▶ **REQUIRED WORK**:
Without the pictures, set down every line of the data exactly.

▶ **COLLECTED MATERIAL**:
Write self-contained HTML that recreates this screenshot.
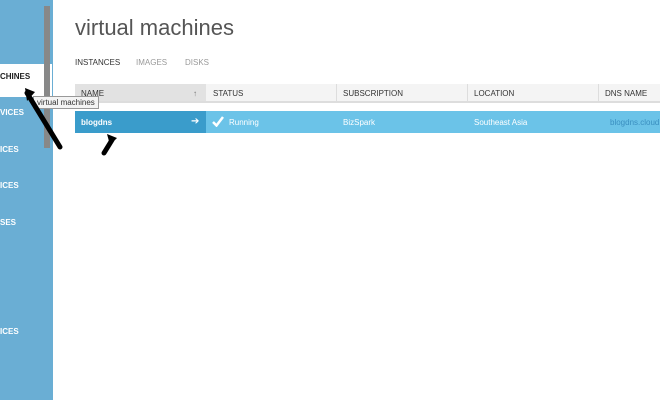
<!DOCTYPE html>
<html><head><style>
body{margin:0;width:660px;height:400px;overflow:hidden;background:#fff;font-family:"Liberation Sans",sans-serif;position:relative}
.a{position:absolute}
.side{left:0;top:0;width:53px;height:400px;background:#6aaed4}
.lbl{color:#fff;font-size:8px;font-weight:bold;left:0}
.th{font-size:8px;color:#333;top:89px}
.sep{top:84px;width:1px;height:17px;background:#fff}
.td{font-size:8px;color:#fff;top:118px}
</style></head><body>
<div class="a side"></div>
<div class="a" style="left:0;top:64px;width:52px;height:33px;background:#fff"></div>
<div class="a lbl" style="top:72px;color:#222">CHINES</div>
<div class="a lbl" style="top:108px">VICES</div>
<div class="a lbl" style="top:145px">ICES</div>
<div class="a lbl" style="top:181px">ICES</div>
<div class="a lbl" style="top:218px">SES</div>
<div class="a lbl" style="top:327px">ICES</div>
<div class="a" style="left:44px;top:6px;width:6px;height:142px;background:#888"></div>
<div class="a" style="left:75px;top:15px;font-size:22px;color:#555">virtual machines</div>
<div class="a" style="left:75px;top:58px;font-size:8px;color:#333">INSTANCES</div>
<div class="a" style="left:136px;top:58px;font-size:8px;color:#999">IMAGES</div>
<div class="a" style="left:185px;top:58px;font-size:8px;color:#999">DISKS</div>
<div class="a" style="left:75px;top:84px;width:585px;height:17px;background:#f4f4f4"></div>
<div class="a" style="left:75px;top:84px;width:131px;height:17px;background:#e2e2e2"></div>
<div class="a" style="left:75px;top:101px;width:585px;height:2px;background:#ddd"></div>
<div class="a sep" style="left:336px;background:#ddd"></div>
<div class="a sep" style="left:467px;background:#ddd"></div>
<div class="a sep" style="left:598px;background:#ddd"></div>
<div class="a th" style="left:81px">NAME</div>
<div class="a th" style="left:193px;color:#777;font-weight:bold">↑</div>
<div class="a th" style="left:213px">STATUS</div>
<div class="a th" style="left:343px">SUBSCRIPTION</div>
<div class="a th" style="left:474px">LOCATION</div>
<div class="a th" style="left:605px">DNS NAME</div>
<div class="a" style="left:75px;top:111px;width:585px;height:22px;background:#6bc3e8"></div>
<div class="a" style="left:75px;top:111px;width:131px;height:22px;background:#3a9ccb"></div>
<div class="a td" style="left:81px;font-weight:bold">blogdns</div>
<div class="a td" style="left:191px;font-size:10px;top:116px">➔</div>
<svg class="a" style="left:212px;top:116px" width="12" height="11"><path d="M1 6 L4.5 9.5 L11 1" stroke="#fff" stroke-width="2.5" fill="none"/></svg>
<div class="a td" style="left:229px">Running</div>
<div class="a td" style="left:343px">BizSpark</div>
<div class="a td" style="left:474px">Southeast Asia</div>
<div class="a td" style="left:610px;color:#3a8fc0">blogdns.cloud</div>
<div class="a" style="left:33px;top:96px;padding:1px 3px;background:#f4f4f4;border:1px solid #999;font-size:8px;color:#333">virtual machines</div>
<svg class="a" style="left:0;top:0" width="660" height="400">
<path d="M27 93 L60 147" stroke="#000" stroke-width="5" stroke-linecap="round"/>
<path d="M25 88 L35 92 L27 101 Z" fill="#000"/>
<path d="M104 153 L112 140" stroke="#000" stroke-width="5" stroke-linecap="round"/>
<path d="M107 134 L117 138 L110 145 Z" fill="#000"/>
</svg>
</body></html>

▶ **COMPLETE OUTPUT**:
Write self-contained HTML that recreates this screenshot.
<!DOCTYPE html>
<html><head><style>
body{margin:0;width:660px;height:400px;overflow:hidden;background:#fff;font-family:"Liberation Sans",sans-serif;position:relative}
.a{position:absolute}
.side{left:0;top:0;width:53px;height:400px;background:#6aaed4}
.lbl{color:#fff;font-size:8px;font-weight:bold;left:0}
.th{font-size:8px;color:#333;top:89px}
.sep{top:84px;width:1px;height:17px;background:#fff}
.td{font-size:8px;color:#fff;top:118px}
</style></head><body>
<div class="a side"></div>
<div class="a" style="left:0;top:64px;width:52px;height:33px;background:#fff"></div>
<div class="a lbl" style="top:72px;color:#222">CHINES</div>
<div class="a lbl" style="top:108px">VICES</div>
<div class="a lbl" style="top:145px">ICES</div>
<div class="a lbl" style="top:181px">ICES</div>
<div class="a lbl" style="top:218px">SES</div>
<div class="a lbl" style="top:327px">ICES</div>
<div class="a" style="left:44px;top:6px;width:6px;height:142px;background:#888"></div>
<div class="a" style="left:75px;top:15px;font-size:22px;color:#555">virtual machines</div>
<div class="a" style="left:75px;top:58px;font-size:8px;color:#333">INSTANCES</div>
<div class="a" style="left:136px;top:58px;font-size:8px;color:#999">IMAGES</div>
<div class="a" style="left:185px;top:58px;font-size:8px;color:#999">DISKS</div>
<div class="a" style="left:75px;top:84px;width:585px;height:17px;background:#f4f4f4"></div>
<div class="a" style="left:75px;top:84px;width:131px;height:17px;background:#e2e2e2"></div>
<div class="a" style="left:75px;top:101px;width:585px;height:2px;background:#ddd"></div>
<div class="a sep" style="left:336px;background:#ddd"></div>
<div class="a sep" style="left:467px;background:#ddd"></div>
<div class="a sep" style="left:598px;background:#ddd"></div>
<div class="a th" style="left:81px">NAME</div>
<div class="a th" style="left:193px;color:#777;font-weight:bold">↑</div>
<div class="a th" style="left:213px">STATUS</div>
<div class="a th" style="left:343px">SUBSCRIPTION</div>
<div class="a th" style="left:474px">LOCATION</div>
<div class="a th" style="left:605px">DNS NAME</div>
<div class="a" style="left:75px;top:111px;width:585px;height:22px;background:#6bc3e8"></div>
<div class="a" style="left:75px;top:111px;width:131px;height:22px;background:#3a9ccb"></div>
<div class="a td" style="left:81px;font-weight:bold">blogdns</div>
<div class="a td" style="left:191px;font-size:10px;top:116px">➔</div>
<svg class="a" style="left:212px;top:116px" width="12" height="11"><path d="M1 6 L4.5 9.5 L11 1" stroke="#fff" stroke-width="2.5" fill="none"/></svg>
<div class="a td" style="left:229px">Running</div>
<div class="a td" style="left:343px">BizSpark</div>
<div class="a td" style="left:474px">Southeast Asia</div>
<div class="a td" style="left:610px;color:#3a8fc0">blogdns.cloud</div>
<div class="a" style="left:33px;top:96px;padding:1px 3px;background:#f4f4f4;border:1px solid #999;font-size:8px;color:#333">virtual machines</div>
<svg class="a" style="left:0;top:0" width="660" height="400">
<path d="M27 93 L60 147" stroke="#000" stroke-width="5" stroke-linecap="round"/>
<path d="M25 88 L35 92 L27 101 Z" fill="#000"/>
<path d="M104 153 L112 140" stroke="#000" stroke-width="5" stroke-linecap="round"/>
<path d="M107 134 L117 138 L110 145 Z" fill="#000"/>
</svg>
</body></html>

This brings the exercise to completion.